**Work to do:** Retype the whole listing below, character for character.
----
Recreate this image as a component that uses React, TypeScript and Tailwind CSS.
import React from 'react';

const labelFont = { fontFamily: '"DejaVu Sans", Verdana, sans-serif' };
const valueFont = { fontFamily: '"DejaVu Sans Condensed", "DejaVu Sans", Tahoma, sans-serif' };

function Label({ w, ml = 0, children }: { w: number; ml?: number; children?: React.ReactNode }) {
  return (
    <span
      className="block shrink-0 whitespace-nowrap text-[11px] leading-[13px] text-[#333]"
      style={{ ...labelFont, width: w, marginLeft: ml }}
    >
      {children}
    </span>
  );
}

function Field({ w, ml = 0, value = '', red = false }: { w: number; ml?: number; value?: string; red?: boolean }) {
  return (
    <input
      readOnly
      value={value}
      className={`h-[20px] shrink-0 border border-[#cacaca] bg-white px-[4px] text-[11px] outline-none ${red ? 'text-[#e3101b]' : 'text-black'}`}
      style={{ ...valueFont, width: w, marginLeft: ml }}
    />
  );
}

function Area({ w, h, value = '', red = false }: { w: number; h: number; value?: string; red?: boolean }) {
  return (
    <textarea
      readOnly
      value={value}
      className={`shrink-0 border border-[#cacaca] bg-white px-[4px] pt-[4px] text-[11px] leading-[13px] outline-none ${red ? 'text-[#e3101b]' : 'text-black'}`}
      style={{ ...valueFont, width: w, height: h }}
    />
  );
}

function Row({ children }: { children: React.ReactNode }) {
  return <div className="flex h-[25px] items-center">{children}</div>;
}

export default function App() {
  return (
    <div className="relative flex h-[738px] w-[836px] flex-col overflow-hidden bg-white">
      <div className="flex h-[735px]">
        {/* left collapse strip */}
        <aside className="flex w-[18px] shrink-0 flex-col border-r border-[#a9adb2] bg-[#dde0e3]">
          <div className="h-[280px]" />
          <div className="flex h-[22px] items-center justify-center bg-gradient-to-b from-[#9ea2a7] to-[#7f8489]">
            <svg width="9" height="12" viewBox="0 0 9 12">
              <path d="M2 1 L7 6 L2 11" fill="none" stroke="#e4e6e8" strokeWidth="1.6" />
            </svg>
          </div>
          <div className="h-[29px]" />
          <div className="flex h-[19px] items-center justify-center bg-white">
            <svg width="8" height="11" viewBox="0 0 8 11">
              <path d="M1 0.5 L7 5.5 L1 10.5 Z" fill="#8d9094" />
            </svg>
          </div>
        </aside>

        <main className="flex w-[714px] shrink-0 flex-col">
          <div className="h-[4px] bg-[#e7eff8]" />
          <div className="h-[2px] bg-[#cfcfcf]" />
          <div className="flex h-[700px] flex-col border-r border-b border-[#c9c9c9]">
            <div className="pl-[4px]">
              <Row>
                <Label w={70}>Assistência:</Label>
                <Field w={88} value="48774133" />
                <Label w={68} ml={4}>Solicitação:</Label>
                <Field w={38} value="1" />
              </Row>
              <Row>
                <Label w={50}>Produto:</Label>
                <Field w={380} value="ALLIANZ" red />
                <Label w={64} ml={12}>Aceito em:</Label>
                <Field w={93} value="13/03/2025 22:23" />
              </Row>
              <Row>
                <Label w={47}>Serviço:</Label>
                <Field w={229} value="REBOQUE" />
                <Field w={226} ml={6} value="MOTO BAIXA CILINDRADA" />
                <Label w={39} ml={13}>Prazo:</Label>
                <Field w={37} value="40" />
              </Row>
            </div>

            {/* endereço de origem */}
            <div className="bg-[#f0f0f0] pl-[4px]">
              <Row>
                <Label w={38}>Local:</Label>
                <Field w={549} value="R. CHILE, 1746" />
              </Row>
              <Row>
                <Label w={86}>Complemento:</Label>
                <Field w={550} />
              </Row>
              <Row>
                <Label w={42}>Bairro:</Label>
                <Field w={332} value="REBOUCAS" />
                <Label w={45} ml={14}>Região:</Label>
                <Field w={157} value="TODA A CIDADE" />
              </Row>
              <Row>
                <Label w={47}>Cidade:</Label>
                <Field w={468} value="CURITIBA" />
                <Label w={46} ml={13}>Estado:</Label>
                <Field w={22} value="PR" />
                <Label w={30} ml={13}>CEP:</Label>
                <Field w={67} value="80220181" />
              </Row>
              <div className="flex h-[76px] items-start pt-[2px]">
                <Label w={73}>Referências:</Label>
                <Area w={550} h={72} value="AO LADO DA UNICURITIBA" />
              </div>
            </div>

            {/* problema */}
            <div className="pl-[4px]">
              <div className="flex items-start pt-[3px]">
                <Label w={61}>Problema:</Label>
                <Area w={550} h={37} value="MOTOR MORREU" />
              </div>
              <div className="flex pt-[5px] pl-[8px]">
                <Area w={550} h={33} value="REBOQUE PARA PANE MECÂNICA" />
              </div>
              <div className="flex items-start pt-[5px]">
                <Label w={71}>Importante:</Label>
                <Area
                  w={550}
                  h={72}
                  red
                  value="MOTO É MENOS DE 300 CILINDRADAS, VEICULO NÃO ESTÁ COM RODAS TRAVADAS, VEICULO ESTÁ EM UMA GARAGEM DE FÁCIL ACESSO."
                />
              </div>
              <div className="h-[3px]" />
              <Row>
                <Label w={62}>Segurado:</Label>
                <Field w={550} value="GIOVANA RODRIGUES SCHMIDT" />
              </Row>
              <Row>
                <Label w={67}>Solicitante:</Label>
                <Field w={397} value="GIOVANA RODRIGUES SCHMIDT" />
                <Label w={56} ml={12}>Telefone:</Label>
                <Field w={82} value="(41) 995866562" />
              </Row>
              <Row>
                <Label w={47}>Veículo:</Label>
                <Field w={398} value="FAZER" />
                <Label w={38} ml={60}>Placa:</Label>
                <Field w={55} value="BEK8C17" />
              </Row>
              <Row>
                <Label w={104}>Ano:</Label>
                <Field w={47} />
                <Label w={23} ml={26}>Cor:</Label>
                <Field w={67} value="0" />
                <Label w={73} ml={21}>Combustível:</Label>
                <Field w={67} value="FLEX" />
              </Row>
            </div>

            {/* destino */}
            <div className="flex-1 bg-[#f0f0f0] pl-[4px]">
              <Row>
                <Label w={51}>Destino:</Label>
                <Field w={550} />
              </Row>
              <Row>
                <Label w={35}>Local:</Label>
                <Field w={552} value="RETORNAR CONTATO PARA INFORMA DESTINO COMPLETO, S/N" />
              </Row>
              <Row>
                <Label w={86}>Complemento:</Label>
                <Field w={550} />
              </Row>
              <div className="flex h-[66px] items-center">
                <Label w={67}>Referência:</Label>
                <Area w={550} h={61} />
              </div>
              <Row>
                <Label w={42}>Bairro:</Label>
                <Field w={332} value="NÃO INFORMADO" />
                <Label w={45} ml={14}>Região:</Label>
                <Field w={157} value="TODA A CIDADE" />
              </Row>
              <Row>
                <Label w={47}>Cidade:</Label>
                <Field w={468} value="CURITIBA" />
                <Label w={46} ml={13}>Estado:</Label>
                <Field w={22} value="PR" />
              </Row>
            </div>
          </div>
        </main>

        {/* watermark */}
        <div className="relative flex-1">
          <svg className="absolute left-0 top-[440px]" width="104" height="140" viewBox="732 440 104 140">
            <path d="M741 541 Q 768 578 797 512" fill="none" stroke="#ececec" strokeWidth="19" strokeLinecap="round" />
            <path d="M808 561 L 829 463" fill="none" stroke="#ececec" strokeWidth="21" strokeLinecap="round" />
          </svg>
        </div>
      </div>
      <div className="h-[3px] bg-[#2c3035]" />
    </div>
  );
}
----
**Task output:**
Recreate this image as a component that uses React, TypeScript and Tailwind CSS.
import React from 'react';

const labelFont = { fontFamily: '"DejaVu Sans", Verdana, sans-serif' };
const valueFont = { fontFamily: '"DejaVu Sans Condensed", "DejaVu Sans", Tahoma, sans-serif' };

function Label({ w, ml = 0, children }: { w: number; ml?: number; children?: React.ReactNode }) {
  return (
    <span
      className="block shrink-0 whitespace-nowrap text-[11px] leading-[13px] text-[#333]"
      style={{ ...labelFont, width: w, marginLeft: ml }}
    >
      {children}
    </span>
  );
}

function Field({ w, ml = 0, value = '', red = false }: { w: number; ml?: number; value?: string; red?: boolean }) {
  return (
    <input
      readOnly
      value={value}
      className={`h-[20px] shrink-0 border border-[#cacaca] bg-white px-[4px] text-[11px] outline-none ${red ? 'text-[#e3101b]' : 'text-black'}`}
      style={{ ...valueFont, width: w, marginLeft: ml }}
    />
  );
}

function Area({ w, h, value = '', red = false }: { w: number; h: number; value?: string; red?: boolean }) {
  return (
    <textarea
      readOnly
      value={value}
      className={`shrink-0 border border-[#cacaca] bg-white px-[4px] pt-[4px] text-[11px] leading-[13px] outline-none ${red ? 'text-[#e3101b]' : 'text-black'}`}
      style={{ ...valueFont, width: w, height: h }}
    />
  );
}

function Row({ children }: { children: React.ReactNode }) {
  return <div className="flex h-[25px] items-center">{children}</div>;
}

export default function App() {
  return (
    <div className="relative flex h-[738px] w-[836px] flex-col overflow-hidden bg-white">
      <div className="flex h-[735px]">
        {/* left collapse strip */}
        <aside className="flex w-[18px] shrink-0 flex-col border-r border-[#a9adb2] bg-[#dde0e3]">
          <div className="h-[280px]" />
          <div className="flex h-[22px] items-center justify-center bg-gradient-to-b from-[#9ea2a7] to-[#7f8489]">
            <svg width="9" height="12" viewBox="0 0 9 12">
              <path d="M2 1 L7 6 L2 11" fill="none" stroke="#e4e6e8" strokeWidth="1.6" />
            </svg>
          </div>
          <div className="h-[29px]" />
          <div className="flex h-[19px] items-center justify-center bg-white">
            <svg width="8" height="11" viewBox="0 0 8 11">
              <path d="M1 0.5 L7 5.5 L1 10.5 Z" fill="#8d9094" />
            </svg>
          </div>
        </aside>

        <main className="flex w-[714px] shrink-0 flex-col">
          <div className="h-[4px] bg-[#e7eff8]" />
          <div className="h-[2px] bg-[#cfcfcf]" />
          <div className="flex h-[700px] flex-col border-r border-b border-[#c9c9c9]">
            <div className="pl-[4px]">
              <Row>
                <Label w={70}>Assistência:</Label>
                <Field w={88} value="48774133" />
                <Label w={68} ml={4}>Solicitação:</Label>
                <Field w={38} value="1" />
              </Row>
              <Row>
                <Label w={50}>Produto:</Label>
                <Field w={380} value="ALLIANZ" red />
                <Label w={64} ml={12}>Aceito em:</Label>
                <Field w={93} value="13/03/2025 22:23" />
              </Row>
              <Row>
                <Label w={47}>Serviço:</Label>
                <Field w={229} value="REBOQUE" />
                <Field w={226} ml={6} value="MOTO BAIXA CILINDRADA" />
                <Label w={39} ml={13}>Prazo:</Label>
                <Field w={37} value="40" />
              </Row>
            </div>

            {/* endereço de origem */}
            <div className="bg-[#f0f0f0] pl-[4px]">
              <Row>
                <Label w={38}>Local:</Label>
                <Field w={549} value="R. CHILE, 1746" />
              </Row>
              <Row>
                <Label w={86}>Complemento:</Label>
                <Field w={550} />
              </Row>
              <Row>
                <Label w={42}>Bairro:</Label>
                <Field w={332} value="REBOUCAS" />
                <Label w={45} ml={14}>Região:</Label>
                <Field w={157} value="TODA A CIDADE" />
              </Row>
              <Row>
                <Label w={47}>Cidade:</Label>
                <Field w={468} value="CURITIBA" />
                <Label w={46} ml={13}>Estado:</Label>
                <Field w={22} value="PR" />
                <Label w={30} ml={13}>CEP:</Label>
                <Field w={67} value="80220181" />
              </Row>
              <div className="flex h-[76px] items-start pt-[2px]">
                <Label w={73}>Referências:</Label>
                <Area w={550} h={72} value="AO LADO DA UNICURITIBA" />
              </div>
            </div>

            {/* problema */}
            <div className="pl-[4px]">
              <div className="flex items-start pt-[3px]">
                <Label w={61}>Problema:</Label>
                <Area w={550} h={37} value="MOTOR MORREU" />
              </div>
              <div className="flex pt-[5px] pl-[8px]">
                <Area w={550} h={33} value="REBOQUE PARA PANE MECÂNICA" />
              </div>
              <div className="flex items-start pt-[5px]">
                <Label w={71}>Importante:</Label>
                <Area
                  w={550}
                  h={72}
                  red
                  value="MOTO É MENOS DE 300 CILINDRADAS, VEICULO NÃO ESTÁ COM RODAS TRAVADAS, VEICULO ESTÁ EM UMA GARAGEM DE FÁCIL ACESSO."
                />
              </div>
              <div className="h-[3px]" />
              <Row>
                <Label w={62}>Segurado:</Label>
                <Field w={550} value="GIOVANA RODRIGUES SCHMIDT" />
              </Row>
              <Row>
                <Label w={67}>Solicitante:</Label>
                <Field w={397} value="GIOVANA RODRIGUES SCHMIDT" />
                <Label w={56} ml={12}>Telefone:</Label>
                <Field w={82} value="(41) 995866562" />
              </Row>
              <Row>
                <Label w={47}>Veículo:</Label>
                <Field w={398} value="FAZER" />
                <Label w={38} ml={60}>Placa:</Label>
                <Field w={55} value="BEK8C17" />
              </Row>
              <Row>
                <Label w={104}>Ano:</Label>
                <Field w={47} />
                <Label w={23} ml={26}>Cor:</Label>
                <Field w={67} value="0" />
                <Label w={73} ml={21}>Combustível:</Label>
                <Field w={67} value="FLEX" />
              </Row>
            </div>

            {/* destino */}
            <div className="flex-1 bg-[#f0f0f0] pl-[4px]">
              <Row>
                <Label w={51}>Destino:</Label>
                <Field w={550} />
              </Row>
              <Row>
                <Label w={35}>Local:</Label>
                <Field w={552} value="RETORNAR CONTATO PARA INFORMA DESTINO COMPLETO, S/N" />
              </Row>
              <Row>
                <Label w={86}>Complemento:</Label>
                <Field w={550} />
              </Row>
              <div className="flex h-[66px] items-center">
                <Label w={67}>Referência:</Label>
                <Area w={550} h={61} />
              </div>
              <Row>
                <Label w={42}>Bairro:</Label>
                <Field w={332} value="NÃO INFORMADO" />
                <Label w={45} ml={14}>Região:</Label>
                <Field w={157} value="TODA A CIDADE" />
              </Row>
              <Row>
                <Label w={47}>Cidade:</Label>
                <Field w={468} value="CURITIBA" />
                <Label w={46} ml={13}>Estado:</Label>
                <Field w={22} value="PR" />
              </Row>
            </div>
          </div>
        </main>

        {/* watermark */}
        <div className="relative flex-1">
          <svg className="absolute left-0 top-[440px]" width="104" height="140" viewBox="732 440 104 140">
            <path d="M741 541 Q 768 578 797 512" fill="none" stroke="#ececec" strokeWidth="19" strokeLinecap="round" />
            <path d="M808 561 L 829 463" fill="none" stroke="#ececec" strokeWidth="21" strokeLinecap="round" />
          </svg>
        </div>
      </div>
      <div className="h-[3px] bg-[#2c3035]" />
    </div>
  );
}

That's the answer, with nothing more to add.